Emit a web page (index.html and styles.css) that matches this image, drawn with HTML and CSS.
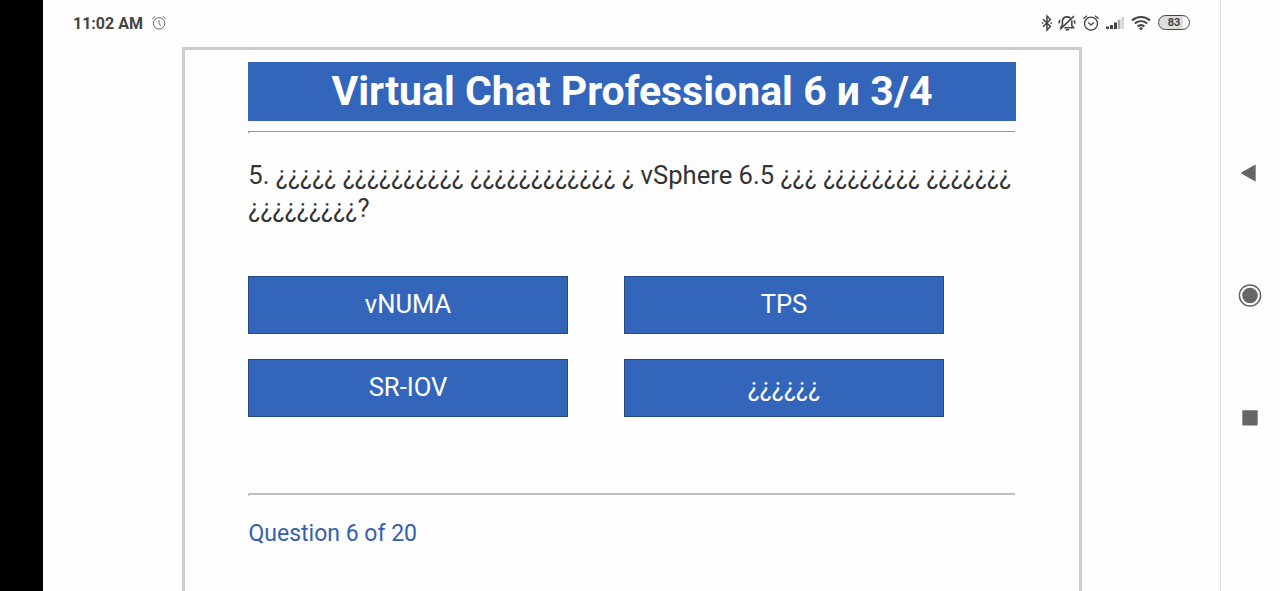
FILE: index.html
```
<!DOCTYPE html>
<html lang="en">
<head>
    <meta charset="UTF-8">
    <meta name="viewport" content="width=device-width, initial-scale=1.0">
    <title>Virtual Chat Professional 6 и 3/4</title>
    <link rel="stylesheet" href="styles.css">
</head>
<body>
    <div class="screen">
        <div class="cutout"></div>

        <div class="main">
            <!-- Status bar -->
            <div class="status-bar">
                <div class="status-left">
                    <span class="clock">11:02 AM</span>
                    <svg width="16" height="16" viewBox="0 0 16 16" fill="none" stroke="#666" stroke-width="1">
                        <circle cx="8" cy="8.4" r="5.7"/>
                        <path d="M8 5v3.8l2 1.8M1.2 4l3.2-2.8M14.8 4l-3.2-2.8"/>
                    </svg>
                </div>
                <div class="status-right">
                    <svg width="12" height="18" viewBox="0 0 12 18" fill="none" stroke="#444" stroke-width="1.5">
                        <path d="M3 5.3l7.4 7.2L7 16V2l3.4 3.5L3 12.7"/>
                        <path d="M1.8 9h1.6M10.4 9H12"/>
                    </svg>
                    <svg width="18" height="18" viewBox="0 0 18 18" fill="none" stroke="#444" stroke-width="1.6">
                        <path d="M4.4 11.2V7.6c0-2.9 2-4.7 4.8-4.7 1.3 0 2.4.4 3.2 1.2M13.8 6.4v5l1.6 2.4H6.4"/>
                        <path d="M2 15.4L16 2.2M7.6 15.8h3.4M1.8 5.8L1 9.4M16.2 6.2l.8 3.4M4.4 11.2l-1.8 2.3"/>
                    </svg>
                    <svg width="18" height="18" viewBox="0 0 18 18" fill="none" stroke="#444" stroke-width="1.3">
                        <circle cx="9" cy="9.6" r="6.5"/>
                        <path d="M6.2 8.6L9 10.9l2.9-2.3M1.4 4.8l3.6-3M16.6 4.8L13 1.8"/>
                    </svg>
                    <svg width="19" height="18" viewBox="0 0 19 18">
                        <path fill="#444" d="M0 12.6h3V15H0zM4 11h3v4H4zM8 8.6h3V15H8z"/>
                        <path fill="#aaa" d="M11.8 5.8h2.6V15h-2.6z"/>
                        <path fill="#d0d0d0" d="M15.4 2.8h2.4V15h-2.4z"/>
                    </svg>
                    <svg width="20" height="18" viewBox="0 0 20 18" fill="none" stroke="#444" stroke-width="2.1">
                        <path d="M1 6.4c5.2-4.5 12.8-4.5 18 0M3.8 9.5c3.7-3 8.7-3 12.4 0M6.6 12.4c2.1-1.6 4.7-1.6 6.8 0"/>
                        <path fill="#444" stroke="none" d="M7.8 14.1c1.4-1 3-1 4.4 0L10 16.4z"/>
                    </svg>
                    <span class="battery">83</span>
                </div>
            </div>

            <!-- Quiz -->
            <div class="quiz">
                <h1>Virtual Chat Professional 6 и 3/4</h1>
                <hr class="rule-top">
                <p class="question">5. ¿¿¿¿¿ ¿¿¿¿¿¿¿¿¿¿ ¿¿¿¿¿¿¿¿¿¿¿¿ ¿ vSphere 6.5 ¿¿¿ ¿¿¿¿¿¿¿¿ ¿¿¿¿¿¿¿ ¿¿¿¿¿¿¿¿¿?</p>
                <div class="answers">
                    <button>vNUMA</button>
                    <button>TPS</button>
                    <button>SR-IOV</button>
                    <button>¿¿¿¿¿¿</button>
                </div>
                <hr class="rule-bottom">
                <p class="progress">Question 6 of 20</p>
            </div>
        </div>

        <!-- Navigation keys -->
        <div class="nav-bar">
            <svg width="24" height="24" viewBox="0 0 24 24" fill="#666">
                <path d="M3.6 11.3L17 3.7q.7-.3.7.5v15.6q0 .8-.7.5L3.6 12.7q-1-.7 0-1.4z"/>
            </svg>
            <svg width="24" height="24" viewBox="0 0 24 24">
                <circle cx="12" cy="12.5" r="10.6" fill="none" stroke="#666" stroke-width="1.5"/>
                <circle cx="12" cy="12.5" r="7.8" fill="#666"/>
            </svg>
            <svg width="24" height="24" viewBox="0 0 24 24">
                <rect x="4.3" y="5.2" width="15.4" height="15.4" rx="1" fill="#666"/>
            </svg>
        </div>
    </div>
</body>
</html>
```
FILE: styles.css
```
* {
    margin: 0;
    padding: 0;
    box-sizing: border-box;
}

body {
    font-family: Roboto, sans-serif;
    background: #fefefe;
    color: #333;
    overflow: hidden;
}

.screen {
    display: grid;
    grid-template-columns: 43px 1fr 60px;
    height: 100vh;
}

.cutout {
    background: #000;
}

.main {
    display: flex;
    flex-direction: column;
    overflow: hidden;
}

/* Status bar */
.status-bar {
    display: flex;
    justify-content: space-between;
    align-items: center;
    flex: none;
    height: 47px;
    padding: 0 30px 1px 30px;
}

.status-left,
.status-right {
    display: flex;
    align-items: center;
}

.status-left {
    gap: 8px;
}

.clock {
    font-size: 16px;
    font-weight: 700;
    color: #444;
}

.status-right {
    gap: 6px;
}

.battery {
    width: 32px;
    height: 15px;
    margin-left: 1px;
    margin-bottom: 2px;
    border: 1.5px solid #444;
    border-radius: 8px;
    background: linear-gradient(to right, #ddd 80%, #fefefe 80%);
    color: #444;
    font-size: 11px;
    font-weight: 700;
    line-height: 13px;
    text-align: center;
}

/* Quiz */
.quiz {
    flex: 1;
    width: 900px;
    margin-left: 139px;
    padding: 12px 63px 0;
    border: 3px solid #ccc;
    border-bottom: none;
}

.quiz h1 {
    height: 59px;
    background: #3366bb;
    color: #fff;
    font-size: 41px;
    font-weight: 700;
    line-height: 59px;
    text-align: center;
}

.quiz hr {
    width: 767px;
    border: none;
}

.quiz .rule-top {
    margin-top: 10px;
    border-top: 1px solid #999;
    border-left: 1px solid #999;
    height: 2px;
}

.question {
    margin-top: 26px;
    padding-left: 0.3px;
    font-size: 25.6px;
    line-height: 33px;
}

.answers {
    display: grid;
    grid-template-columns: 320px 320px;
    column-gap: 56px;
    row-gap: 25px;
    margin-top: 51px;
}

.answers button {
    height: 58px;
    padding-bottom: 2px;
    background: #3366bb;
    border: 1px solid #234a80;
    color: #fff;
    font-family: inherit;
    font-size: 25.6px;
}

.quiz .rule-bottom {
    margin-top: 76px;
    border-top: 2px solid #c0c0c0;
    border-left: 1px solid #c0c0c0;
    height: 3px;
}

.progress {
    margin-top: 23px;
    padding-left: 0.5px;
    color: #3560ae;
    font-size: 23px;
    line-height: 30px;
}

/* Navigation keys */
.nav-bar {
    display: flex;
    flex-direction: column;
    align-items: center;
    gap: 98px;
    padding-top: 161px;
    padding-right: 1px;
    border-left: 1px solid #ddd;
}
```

※ ※ ※

Instructions for the task:
Reproduce every line exactly and omit all pictures.

Correct result:
Emit a web page (index.html and styles.css) that matches this image, drawn with HTML and CSS.
FILE: index.html
```
<!DOCTYPE html>
<html lang="en">
<head>
    <meta charset="UTF-8">
    <meta name="viewport" content="width=device-width, initial-scale=1.0">
    <title>Virtual Chat Professional 6 и 3/4</title>
    <link rel="stylesheet" href="styles.css">
</head>
<body>
    <div class="screen">
        <div class="cutout"></div>

        <div class="main">
            <!-- Status bar -->
            <div class="status-bar">
                <div class="status-left">
                    <span class="clock">11:02 AM</span>
                    <svg width="16" height="16" viewBox="0 0 16 16" fill="none" stroke="#666" stroke-width="1">
                        <circle cx="8" cy="8.4" r="5.7"/>
                        <path d="M8 5v3.8l2 1.8M1.2 4l3.2-2.8M14.8 4l-3.2-2.8"/>
                    </svg>
                </div>
                <div class="status-right">
                    <svg width="12" height="18" viewBox="0 0 12 18" fill="none" stroke="#444" stroke-width="1.5">
                        <path d="M3 5.3l7.4 7.2L7 16V2l3.4 3.5L3 12.7"/>
                        <path d="M1.8 9h1.6M10.4 9H12"/>
                    </svg>
                    <svg width="18" height="18" viewBox="0 0 18 18" fill="none" stroke="#444" stroke-width="1.6">
                        <path d="M4.4 11.2V7.6c0-2.9 2-4.7 4.8-4.7 1.3 0 2.4.4 3.2 1.2M13.8 6.4v5l1.6 2.4H6.4"/>
                        <path d="M2 15.4L16 2.2M7.6 15.8h3.4M1.8 5.8L1 9.4M16.2 6.2l.8 3.4M4.4 11.2l-1.8 2.3"/>
                    </svg>
                    <svg width="18" height="18" viewBox="0 0 18 18" fill="none" stroke="#444" stroke-width="1.3">
                        <circle cx="9" cy="9.6" r="6.5"/>
                        <path d="M6.2 8.6L9 10.9l2.9-2.3M1.4 4.8l3.6-3M16.6 4.8L13 1.8"/>
                    </svg>
                    <svg width="19" height="18" viewBox="0 0 19 18">
                        <path fill="#444" d="M0 12.6h3V15H0zM4 11h3v4H4zM8 8.6h3V15H8z"/>
                        <path fill="#aaa" d="M11.8 5.8h2.6V15h-2.6z"/>
                        <path fill="#d0d0d0" d="M15.4 2.8h2.4V15h-2.4z"/>
                    </svg>
                    <svg width="20" height="18" viewBox="0 0 20 18" fill="none" stroke="#444" stroke-width="2.1">
                        <path d="M1 6.4c5.2-4.5 12.8-4.5 18 0M3.8 9.5c3.7-3 8.7-3 12.4 0M6.6 12.4c2.1-1.6 4.7-1.6 6.8 0"/>
                        <path fill="#444" stroke="none" d="M7.8 14.1c1.4-1 3-1 4.4 0L10 16.4z"/>
                    </svg>
                    <span class="battery">83</span>
                </div>
            </div>

            <!-- Quiz -->
            <div class="quiz">
                <h1>Virtual Chat Professional 6 и 3/4</h1>
                <hr class="rule-top">
                <p class="question">5. ¿¿¿¿¿ ¿¿¿¿¿¿¿¿¿¿ ¿¿¿¿¿¿¿¿¿¿¿¿ ¿ vSphere 6.5 ¿¿¿ ¿¿¿¿¿¿¿¿ ¿¿¿¿¿¿¿ ¿¿¿¿¿¿¿¿¿?</p>
                <div class="answers">
                    <button>vNUMA</button>
                    <button>TPS</button>
                    <button>SR-IOV</button>
                    <button>¿¿¿¿¿¿</button>
                </div>
                <hr class="rule-bottom">
                <p class="progress">Question 6 of 20</p>
            </div>
        </div>

        <!-- Navigation keys -->
        <div class="nav-bar">
            <svg width="24" height="24" viewBox="0 0 24 24" fill="#666">
                <path d="M3.6 11.3L17 3.7q.7-.3.7.5v15.6q0 .8-.7.5L3.6 12.7q-1-.7 0-1.4z"/>
            </svg>
            <svg width="24" height="24" viewBox="0 0 24 24">
                <circle cx="12" cy="12.5" r="10.6" fill="none" stroke="#666" stroke-width="1.5"/>
                <circle cx="12" cy="12.5" r="7.8" fill="#666"/>
            </svg>
            <svg width="24" height="24" viewBox="0 0 24 24">
                <rect x="4.3" y="5.2" width="15.4" height="15.4" rx="1" fill="#666"/>
            </svg>
        </div>
    </div>
</body>
</html>
```
FILE: styles.css
```
* {
    margin: 0;
    padding: 0;
    box-sizing: border-box;
}

body {
    font-family: Roboto, sans-serif;
    background: #fefefe;
    color: #333;
    overflow: hidden;
}

.screen {
    display: grid;
    grid-template-columns: 43px 1fr 60px;
    height: 100vh;
}

.cutout {
    background: #000;
}

.main {
    display: flex;
    flex-direction: column;
    overflow: hidden;
}

/* Status bar */
.status-bar {
    display: flex;
    justify-content: space-between;
    align-items: center;
    flex: none;
    height: 47px;
    padding: 0 30px 1px 30px;
}

.status-left,
.status-right {
    display: flex;
    align-items: center;
}

.status-left {
    gap: 8px;
}

.clock {
    font-size: 16px;
    font-weight: 700;
    color: #444;
}

.status-right {
    gap: 6px;
}

.battery {
    width: 32px;
    height: 15px;
    margin-left: 1px;
    margin-bottom: 2px;
    border: 1.5px solid #444;
    border-radius: 8px;
    background: linear-gradient(to right, #ddd 80%, #fefefe 80%);
    color: #444;
    font-size: 11px;
    font-weight: 700;
    line-height: 13px;
    text-align: center;
}

/* Quiz */
.quiz {
    flex: 1;
    width: 900px;
    margin-left: 139px;
    padding: 12px 63px 0;
    border: 3px solid #ccc;
    border-bottom: none;
}

.quiz h1 {
    height: 59px;
    background: #3366bb;
    color: #fff;
    font-size: 41px;
    font-weight: 700;
    line-height: 59px;
    text-align: center;
}

.quiz hr {
    width: 767px;
    border: none;
}

.quiz .rule-top {
    margin-top: 10px;
    border-top: 1px solid #999;
    border-left: 1px solid #999;
    height: 2px;
}

.question {
    margin-top: 26px;
    padding-left: 0.3px;
    font-size: 25.6px;
    line-height: 33px;
}

.answers {
    display: grid;
    grid-template-columns: 320px 320px;
    column-gap: 56px;
    row-gap: 25px;
    margin-top: 51px;
}

.answers button {
    height: 58px;
    padding-bottom: 2px;
    background: #3366bb;
    border: 1px solid #234a80;
    color: #fff;
    font-family: inherit;
    font-size: 25.6px;
}

.quiz .rule-bottom {
    margin-top: 76px;
    border-top: 2px solid #c0c0c0;
    border-left: 1px solid #c0c0c0;
    height: 3px;
}

.progress {
    margin-top: 23px;
    padding-left: 0.5px;
    color: #3560ae;
    font-size: 23px;
    line-height: 30px;
}

/* Navigation keys */
.nav-bar {
    display: flex;
    flex-direction: column;
    align-items: center;
    gap: 98px;
    padding-top: 161px;
    padding-right: 1px;
    border-left: 1px solid #ddd;
}
```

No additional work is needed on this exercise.